Sam Balsara, Chairman and Managing Director of Madison Worldwide, spearheaded the creation of the campaign with his core team, including daughter Lara Balsara Vajifdar, Executive Director at Madison World. Mr. Balsara and his team also worked on the earlier Jiyo Parsi campaign. He says that the agency researched deeply and met several Parsis before finaliing the 12-ad campaign. Mr Balsara spoke to The Hindu about the campaign and the kerfuffle.
In coversation with Jyoti Shelar | The Hindu
This is a campaign with a narrow and single minded purpose of motivating young Parsi adults to get married and have children. But there are people who want to use the Jiyo Parsi platform to further their own agenda about intermarriage, entry to religious places, etcetera. These are not issues for Jiyo Parsi to look at.
Do you feel that what you are endorsing is fair?
We genuinely believe that what we are recommending is good for young Parsi adults and specially as they get on in age. We are not saying, put yourself through hardships and inconvenience for your community. We genuinely believe that to live a fulfilling life, it is good to have a family and in later life a support system, which is missing today in many Parsi lives. Obviously the subject is delicate but needed to be tackled.
I have used my professional skills for the benefit of my community and we have used real Parsi people instead of models and featured them in their real-life situations.
Was the campaign designed to be controversial?
We have designed the campaign keeping everything — the task in hand as well as the sensibilities — in mind. Phase Two of the campaign is a little more hard hitting and direct. We talk about advantages of marriage and having babies and the likely consequences for those who don’t get married and don’t have children. All the 12 advertisements feature one of these two situations. When we launched phase one, there were similar objections raised by a handful of people. But I hope all Parsis are agreed on at least one objective: that the community must live and it’s a good thing to have a family.

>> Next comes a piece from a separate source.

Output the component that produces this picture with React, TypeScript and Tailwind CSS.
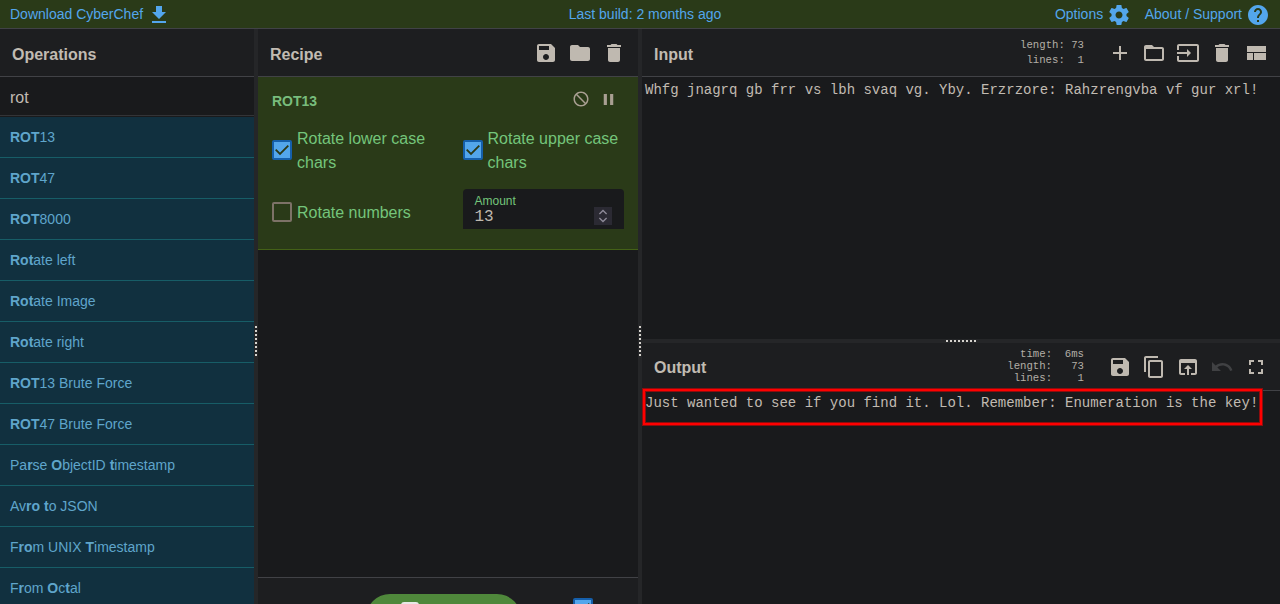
import React from "react";

const icons = {
  download: "M19 9h-4V3H9v6H5l7 7 7-7zM5 18v2h14v-2H5z",
  settings:
    "M19.43 12.98c.04-.32.07-.64.07-.98s-.03-.66-.07-.98l2.11-1.65c.19-.15.24-.42.12-.64l-2-3.46c-.12-.22-.39-.3-.61-.22l-2.49 1c-.52-.4-1.08-.73-1.69-.98l-.38-2.65C14.46 2.18 14.25 2 14 2h-4c-.25 0-.46.18-.49.42l-.38 2.65c-.61.25-1.17.59-1.69.98l-2.49-1c-.23-.09-.49 0-.61.22l-2 3.46c-.13.22-.07.49.12.64l2.11 1.65c-.04.32-.07.65-.07.98s.03.66.07.98l-2.11 1.65c-.19.15-.24.42-.12.64l2 3.46c.12.22.39.3.61.22l2.49-1c.52.4 1.08.73 1.69.98l.38 2.65c.03.24.24.42.49.42h4c.25 0 .46-.18.49-.42l.38-2.65c.61-.25 1.17-.59 1.69-.98l2.49 1c.23.09.49 0 .61-.22l2-3.46c.12-.22.07-.49-.12-.64l-2.11-1.65zM12 15.5c-1.93 0-3.5-1.57-3.5-3.5s1.57-3.5 3.5-3.5 3.5 1.57 3.5 3.5-1.57 3.5-3.5 3.5z",
  help: "M12 2C6.48 2 2 6.48 2 12s4.48 10 10 10 10-4.48 10-10S17.52 2 12 2zm1 17h-2v-2h2v2zm2.07-7.75l-.9.92C13.45 12.9 13 13.5 13 15h-2v-.5c0-1.1.45-2.1 1.17-2.83l1.24-1.26c.37-.36.59-.86.59-1.41 0-1.1-.9-2-2-2s-2 .9-2 2H8c0-2.21 1.79-4 4-4s4 1.79 4 4c0 .88-.36 1.68-.93 2.25z",
  save: "M17 3H5c-1.11 0-2 .9-2 2v14c0 1.1.89 2 2 2h14c1.1 0 2-.9 2-2V7l-4-4zm-5 16c-1.66 0-3-1.34-3-3s1.34-3 3-3 3 1.34 3 3-1.34 3-3 3zm3-10H5V5h10v4z",
  folder: "M10 4H4c-1.1 0-1.99.9-1.99 2L2 18c0 1.1.9 2 2 2h16c1.1 0 2-.9 2-2V8c0-1.1-.9-2-2-2h-8l-2-2z",
  trash: "M6 19c0 1.1.9 2 2 2h8c1.1 0 2-.9 2-2V7H6v12zM19 4h-3.5l-1-1h-5l-1 1H5v2h14V4z",
  block:
    "M12 2C6.48 2 2 6.48 2 12s4.48 10 10 10 10-4.48 10-10S17.52 2 12 2zm0 18c-4.42 0-8-3.58-8-8 0-1.85.63-3.55 1.69-4.9L16.9 18.31C15.55 19.37 13.85 20 12 20zm6.31-3.1L7.1 5.69C8.45 4.63 10.15 4 12 4c4.42 0 8 3.58 8 8 0 1.85-.63 3.55-1.69 4.9z",
  pause: "M6 19h4V5H6v14zm8-14v14h4V5h-4z",
  add: "M19 13h-6v6h-2v-6H5v-2h6V5h2v6h6v2z",
  folderOpen: "M20 6h-8l-2-2H4c-1.1 0-1.99.9-1.99 2L2 18c0 1.1.9 2 2 2h16c1.1 0 2-.9 2-2V8c0-1.1-.9-2-2-2zm0 12H4V8h16v10z",
  input:
    "M21 3.01H3c-1.1 0-2 .9-2 2V9h2V4.99h18v14.03H3V15H1v4.01c0 1.1.9 1.98 2 1.98h18c1.1 0 2-.88 2-1.98v-14c0-1.11-.9-2-2-2zM11 16l4-4-4-4v3H1v2h10v3z",
  layout: "M3 19h6v-7H3v7zm7 0h12v-7H10v7zM3 5v6h19V5H3z",
  copy: "M16 1H4c-1.1 0-2 .9-2 2v14h2V3h12V1zm3 4H8c-1.1 0-2 .9-2 2v14c0 1.1.9 2 2 2h11c1.1 0 2-.9 2-2V7c0-1.1-.9-2-2-2zm0 16H8V7h11v14z",
  openInBrowser: "M19 4H5c-1.11 0-2 .9-2 2v12c0 1.1.89 2 2 2h4v-2H5V8h14v10h-4v2h4c1.1 0 2-.9 2-2V6c0-1.1-.89-2-2-2zm-7 6l-4 4h3v6h2v-6h3l-4-4z",
  undo: "M12.5 8c-2.65 0-5.05.99-6.9 2.6L2 7v9h9l-3.62-3.62c1.39-1.16 3.16-1.88 5.12-1.88 3.54 0 6.55 2.31 7.6 5.5l2.37-.78C21.08 11.03 17.15 8 12.5 8z",
  fullscreen: "M7 14H5v5h5v-2H7v-3zm-2-4h2V7h3V5H5v5zm12 7h-3v2h5v-5h-2v3zM14 5v2h3v3h2V5h-5z",
};

function Icon({ name, className = "size-6" }: { name: keyof typeof icons; className?: string }) {
  return (
    <svg viewBox="0 0 24 24" fill="currentColor" className={`${className} shrink-0`}>
      <path d={icons[name]} />
    </svg>
  );
}

/* Names use *asterisks* around the letters that matched the search. */
const operations = [
  "*ROT*13",
  "*ROT*47",
  "*ROT*8000",
  "*Rot*ate left",
  "*Rot*ate Image",
  "*Rot*ate right",
  "*ROT*13 Brute Force",
  "*ROT*47 Brute Force",
  "Pa*r*se *O*bjectID *t*imestamp",
  "Av*ro* *t*o JSON",
  "F*ro*m UNIX *T*imestamp",
  "F*r*om *O*c*t*al",
];

function Operation({ name }: { name: string }) {
  return (
    <li className="h-[41px] shrink-0 border-b border-[#175d67] bg-[#11303f] pl-2.5 text-sm leading-10 whitespace-pre text-[#5fa5cb]">
      {name.split("*").map((part, i) => (i % 2 ? <b key={i}>{part}</b> : part))}
    </li>
  );
}

function Title({ text, className = "pt-1", children }: { text: string; className?: string; children?: React.ReactNode }) {
  return (
    <div className="flex h-12 shrink-0 items-center border-b border-[#414246] bg-[#1d1e20] px-3 text-[#c1bbb2]">
      <h2 className={`grow text-base font-bold ${className}`}>{text}</h2>
      {children}
    </div>
  );
}

function Stats({ rows, className }: { rows: string[]; className: string }) {
  return (
    <pre className={`mr-6 text-right font-['Liberation_Mono',monospace] text-[10.67px] text-[#b3aea6] ${className}`}>
      {rows.join("\n")}
    </pre>
  );
}

function Dots({ vertical }: { vertical?: boolean }) {
  return (
    <div className={vertical ? "flex flex-col gap-0.5" : "flex gap-0.5"}>
      {Array.from({ length: 8 }, (_, i) => (
        <i key={i} className="size-0.5 bg-[#d6d3ce]" />
      ))}
    </div>
  );
}

function Gutter() {
  return (
    <div className="flex w-1 shrink-0 flex-col items-center bg-[#252628] pt-[297px]">
      <Dots vertical />
    </div>
  );
}

function Check({ checked }: { checked?: boolean }) {
  return checked ? (
    <span className="block size-5 shrink-0 rounded-[2px] border-2 border-[#155fab] bg-[#53a6ec]">
      <svg viewBox="0 0 16 16" className="size-4" fill="none" stroke="#2b3918" strokeWidth="1.8">
        <path d="M1.7 7.7 6 12 14.3 3.7" />
      </svg>
    </span>
  ) : (
    <span className="block size-5 shrink-0 rounded-[2px] border-2 border-[#7d7267]" />
  );
}

export default function App() {
  return (
    <div className="flex h-[604px] w-[1280px] flex-col overflow-hidden bg-[#191a1c] font-['Liberation_Sans',sans-serif]">
      <header className="grid h-[29px] shrink-0 grid-cols-3 border-b border-[#414246] bg-[#2a3a18] text-sm leading-7 text-[#53a6ec]">
        <div className="flex pl-2.5">
          Download CyberChef
          <Icon name="download" className="mt-[3px] ml-1 size-6" />
        </div>
        <div className="pl-2.5 text-center">Last build: 2 months ago</div>
        <div className="flex justify-end pr-2.5">
          Options
          <Icon name="settings" className="mt-[3px] mr-3.5 ml-[3.5px] size-6" />
          About / Support
          <Icon name="help" className="mt-[3px] ml-1 size-6" />
        </div>
      </header>

      <main className="flex min-h-0 grow">
        <section className="flex w-[254px] shrink-0 flex-col overflow-hidden">
          <Title text="Operations" />
          <div className="mb-px h-[39px] shrink-0 border-b border-[#333437] pt-px pl-2.5 text-base leading-10 text-[#c1bbb2]">rot</div>
          <ul className="flex flex-col">
            {operations.map((op) => (
              <Operation key={op} name={op} />
            ))}
          </ul>
        </section>

        <Gutter />

        <section className="flex w-[380px] shrink-0 flex-col overflow-hidden">
          <Title text="Recipe">
            <div className="flex gap-2.5 text-[#bfb9b0]">
              <Icon name="save" />
              <Icon name="folder" />
              <Icon name="trash" />
            </div>
          </Title>
          <div className="h-[173px] shrink-0 border-b border-[#446117] bg-[#2a3a18] px-3.5 text-[#74c57b]">
            <div className="flex h-12 items-center">
              <h3 className="grow text-sm font-bold text-[#78bd7c]">ROT13</h3>
              <div className="mr-1.5 mb-1 flex items-center gap-[9px] text-[#a99f92]">
                <Icon name="block" className="size-[18px]" />
                <Icon name="pause" className="size-[19px]" />
              </div>
            </div>
            <div className="grid grid-cols-[190.5px_161px] text-base">
              <div className="flex h-12 items-center gap-[5px] pt-px">
                <Check checked />
                <span className="w-[140px] pt-0.5">Rotate lower case chars</span>
              </div>
              <div className="flex h-12 items-center gap-[5px] pt-px">
                <Check checked />
                <span className="w-[140px] pt-0.5">Rotate upper case chars</span>
              </div>
              <div className="mt-4 flex h-10 items-center gap-[5px] pt-1.5">
                <Check />
                <span className="mt-0.5">Rotate numbers</span>
              </div>
              <div className="mt-4 flex h-10 justify-between rounded-t bg-[#191a1c] px-3">
                <div className="pt-[5px]">
                  <div className="text-xs leading-[14px]">Amount</div>
                  <div className="font-['Liberation_Mono',monospace] leading-[18px] text-[#bfb9b0]">13</div>
                </div>
                <div className="mt-[18px] size-[18px] bg-[#2b2a33]">
                  <svg viewBox="0 0 18 18" className="size-[18px]" fill="none" stroke="#8f8b99" strokeWidth="1.3">
                    <path d="M5.4 7 9 3.5 12.6 7M5.4 11 9 14.5 12.6 11" />
                  </svg>
                </div>
              </div>
            </div>
          </div>
          <div className="grow" />
          <div className="flex h-[27px] shrink-0 items-start border-t border-[#414246] bg-[#1d1e20] pt-4 pl-[108px]">
            <div className="h-12 w-[155px] shrink-0 rounded-full bg-[#4f883b] pt-2 pl-[35px]">
              <svg viewBox="0 0 18 12" className="h-3 w-[18px]">
                <rect width="18" height="12" rx="3" fill="#e8e8e6" />
              </svg>
            </div>
            <div className="mt-1 ml-[52px]">
              <Check checked />
            </div>
          </div>
        </section>

        <Gutter />

        <section className="flex min-w-0 grow flex-col">
          <div className="flex h-[310px] shrink-0 flex-col">
            <Title text="Input">
              <Stats rows={["length: 73", "lines:  1"]} className="leading-[15px]" />
              <div className="flex gap-2.5 text-[#bfb9b0]">
                <Icon name="add" />
                <Icon name="folderOpen" />
                <Icon name="input" />
                <Icon name="trash" />
                <Icon name="layout" />
              </div>
            </Title>
            <pre className="pt-[3px] pl-[3px] font-['Liberation_Mono',monospace] text-sm leading-5 text-[#c1bbb2]">
              Whfg jnagrq gb frr vs lbh svaq vg. Yby. Erzrzore: Rahzrengvba vf gur xrl!
            </pre>
          </div>
          <div className="flex h-1 shrink-0 items-center justify-center bg-[#252628]">
            <Dots />
          </div>
          <div className="relative flex grow flex-col">
            <Title text="Output" className="pt-[3px]">
              <Stats rows={["time:  6ms", "length:   73", "lines:    1"]} className="pb-0.5 leading-3" />
              <div className="flex gap-2.5 text-[#bfb9b0]">
                <Icon name="save" />
                <Icon name="copy" />
                <Icon name="openInBrowser" />
                <Icon name="undo" className="size-6 text-[#404143]" />
                <Icon name="fullscreen" />
              </div>
            </Title>
            <pre className="pt-0.5 pl-[3px] font-['Liberation_Mono',monospace] text-sm leading-5 text-[#c1bbb2]">
              Just wanted to see if you find it. Lol. Remember: Enumeration is the key!
            </pre>
            <div className="absolute top-[46px] left-px h-9 w-[619px] border-2 border-[#ff0000] shadow-[0_0_0_1px_#8c0d0e,inset_0_0_0_1px_#8c0d0e]" />
          </div>
        </section>
      </main>
    </div>
  );
}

Jiyo Parsi ad campaign gives birth to controversy
Conceived to encourage Parsis to marry, the campaign has spawned criticism for being regressive
Mumbai: The Jiyo Parsi ads, launched last month by the Minister for Minority Affairs Mukhtar Abbas Naqvi, encouraging Parsis to marry — and marry only other Parsis — and procreate has a section of the community calling them “regressive” and “in a bad taste.”
Article by Jyoti Shelar | The Hindu
Jiyo Parsi is a government-funded scheme to help infertile couples from the community become parents and boost their dwindling population. The advertisements, conceptualised by agency Madison World, feature members of the community, not models, and have headlines like ‘To all baug bachelors cracking jokes about married couples and kids, one day soon you’ll turn 60 and still be alone’ and ‘Honda sedan. 1 lakh salary per month. 2BHK in Napean Sea Road. Wait to check all boxes and you may check into an old age home. Alone.’
“I am not easily offended any more by any of the ridiculous stands our community takes on several issues, this being just one of them,” says 34-year-old Sanaya Dalal, a resident of Wadala. “But yes it is regressive, insinuating that the only joy single young Parsis can look forward to is marriage within the fold and children. What are we, sheep? As a mother, my heart goes out to any childless couple who wants to conceive, but that has precious little to do with one’s faith.”
Historian and blogger Simin Patel says, “The campaign is symptomatic of the sick and sinful Jiyo Parsi scheme.” She says that it is shameful that the Indian government and established academic institutions are supporting the scheme. “This scheme would have been illegal anywhere else in the world”. Ms Patel had strongly criticised an earlier campaign for the scheme in 2014. “I would have done the same this time too. But hearing about poet and professor Eunice de Souza passing away on the same day made the campaign look so small and unworthy.” She feels that the city is lucky to have had voices like Dr. de Souza’s, who made us think boldly and brushed domesticity away.
Others have expressed surprise at pushing couples to have more children in an overpopulated country, and disgust at the labelling of elderly single folks as people who can not enjoy life.
One ad shows a lone man sitting on a chair says, ‘After your parents, you’ll inherit the family home. After you, your servant will.’ “Who uses the word servant in this age?” asks 49-year-old Malabar Hill resident Pervin Sanghvi. She wants a vociferous protest and the withdrawing of the ads. “Ever since I saw the ads, I cannot help feeling affronted by the sheer absurdity being peddled by its creators and the initiators of the scheme.”
But Homiyar Sachinwalla, the person pictured in that ad, finds nothing wrong with it: “That’s the reality in many cases, and I had no problem showing it,” he says. “The ads are about survival. If you look at it from the survivalistic point of view, you will know there is malice to none. Mr Sachinwalla, 42, is a digital marketing professional who lives in Andheri, and is single, but has recently got engaged to a Parsi woman.